A financial guaranty insurance corporation admitted to
transact financial guaranty insurance in this state shall limit its
exposure to loss, net of collateral and reinsurance, as follows:
(a) For municipal obligation bonds and special revenue bonds:
(1) The insured average annual debt service with respect to any
one entity and backed by a single revenue source may not exceed 10
percent of the aggregate of the financial guaranty insurance
corporation's capital, surplus, and contingency reserve.

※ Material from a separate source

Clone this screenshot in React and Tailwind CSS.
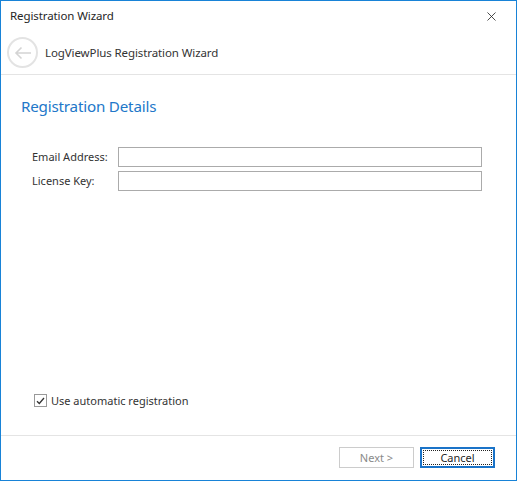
import { X } from "lucide-react";

const font = { fontFamily: '"Noto Sans", "Open Sans", sans-serif' };

function BackButton() {
  return (
    <div className="w-[31px] h-[31px] rounded-full border-2 border-[#e3e3e3] flex items-center justify-center">
      <svg width="18" height="14" viewBox="0 0 18 14" fill="none">
        <path d="M17 7H2M7.5 1.5L2 7l5.5 5.5" stroke="#d4d4d4" strokeWidth="1.6" />
      </svg>
    </div>
  );
}

function Field({ label }) {
  return (
    <div className="flex items-center h-[20px]">
      <span className="w-[86px] text-[11px] text-[#333]">{label}</span>
      <div className="w-[364px] h-[20px] border border-[#ababab] bg-white" />
    </div>
  );
}

export default function App() {
  return (
    <div
      className="w-[517px] h-[481px] bg-white border border-[#1883d7] flex flex-col text-[#262626]"
      style={font}
    >
      {/* title bar */}
      <div className="h-[30px] flex items-center justify-between pl-[9px] pr-[17px]">
        <span className="text-[11.5px] tracking-[-0.1px]">Registration Wizard</span>
        <X size={15} strokeWidth={1.3} color="#222" />
      </div>

      {/* header */}
      <div className="h-[44px] flex items-center pl-[6px] border-b border-[#e4e4e4]">
        <BackButton />
        <span className="ml-[7px] text-[11.5px] tracking-[-0.1px] text-[#333]">
          LogViewPlus Registration Wizard
        </span>
      </div>

      {/* content */}
      <div className="flex-1 flex flex-col pl-[20px]">
        <h1 className="mt-[20px] text-[15.2px] text-[#2277c9] tracking-[-0.2px] leading-[22px]">
          Registration Details
        </h1>
        <div className="mt-[30px] pl-[11px] flex flex-col gap-[4px]">
          <Field label="Email Address:" />
          <Field label="License Key:" />
        </div>
        <div className="flex-1" />
        <label className="mb-[26px] ml-[13px] flex items-center gap-[4px] text-[11px] text-[#333]">
          <span className="w-[13px] h-[13px] border border-[#999] flex items-center justify-center">
            <svg width="9" height="8" viewBox="0 0 9 8" fill="none">
              <path d="M1 4.2l2.3 2.3L8 1" stroke="#333" strokeWidth="1.3" />
            </svg>
          </span>
          Use automatic registration
        </label>
      </div>

      {/* footer */}
      <div className="h-[45px] border-t border-[#e4e4e4] flex items-start justify-end gap-[6px] pt-[11px] pr-[21px]">
        <button
          disabled
          className="w-[75px] h-[21px] border border-[#cccccc] bg-white text-[11px] text-[#8a8a8a] leading-none"
        >
          Next &gt;
        </button>
        <button className="w-[75px] h-[21px] border-2 border-[#1a73c8] bg-white text-[11px] text-[#262626] leading-none p-[1px]">
          <span className="w-full h-full flex items-center justify-center border border-dotted border-[#222]">
            Cancel
          </span>
        </button>
      </div>
    </div>
  );
}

(2) The insured unpaid principal issued by a single entity and
backed by a single revenue source may not exceed 75 percent of the
aggregate of the financial guaranty insurance corporation's capital,
surplus, and contingency reserve.
(b) For each issue of asset-backed securities issued by a single
entity, and for each pool of consumer debt obligations, the lesser
of:
(1) Insured average annual debt service; or
(2) Insured unpaid principal (reduced by the extent to which the
unpaid principal of the supporting assets and, provided the insured
risk is investment grade, excess spread, exceed the insured unpaid
principal) divided by nine; shall not exceed 10 percent of the
aggregate of the financial guaranty insurance corporation's capital,
surplus, and contingency reserve, provided that no asset in the pool
supporting the asset-backed securities exceeds the single risk limits
prescribed in subdivision (e) of Section 12115 if directly
guarantied; and provided further that, if the issuer of such insured
asset-backed securities is a special purpose corporation, trust or
other entity and that issuer shall have indebtedness outstanding with
respect to any other pool of assets, either such other indebtedness
shall be entitled to the benefits of a financial guaranty policy of
the same financial guaranty insurance corporation, or such other
indebtedness shall (A) be fully subordinated to the insured
obligation, with respect to, or be nonrecourse with respect to, the
pool of assets that supports the insured obligation, (B) be
nonrecourse to the issuer other than with respect to the asset pool
securing such other indebtedness and proceeds in excess of the
proceeds necessary to pay the insured obligation ("excess proceeds")
and (C) not constitute a claim against the issuer to the extent that
the asset pool securing such other indebtedness or excess proceeds
are insufficient to pay such other indebtedness.
(c) For obligations issued by a single entity and secured by
commercial real estate, and not meeting the definition of
asset-backed securities, the insured unpaid principal less 50 percent
of the appraised value of the underlying real estate shall not
exceed 10 percent of the aggregate of the financial guaranty
insurance corporation's capital, surplus, and contingency reserve.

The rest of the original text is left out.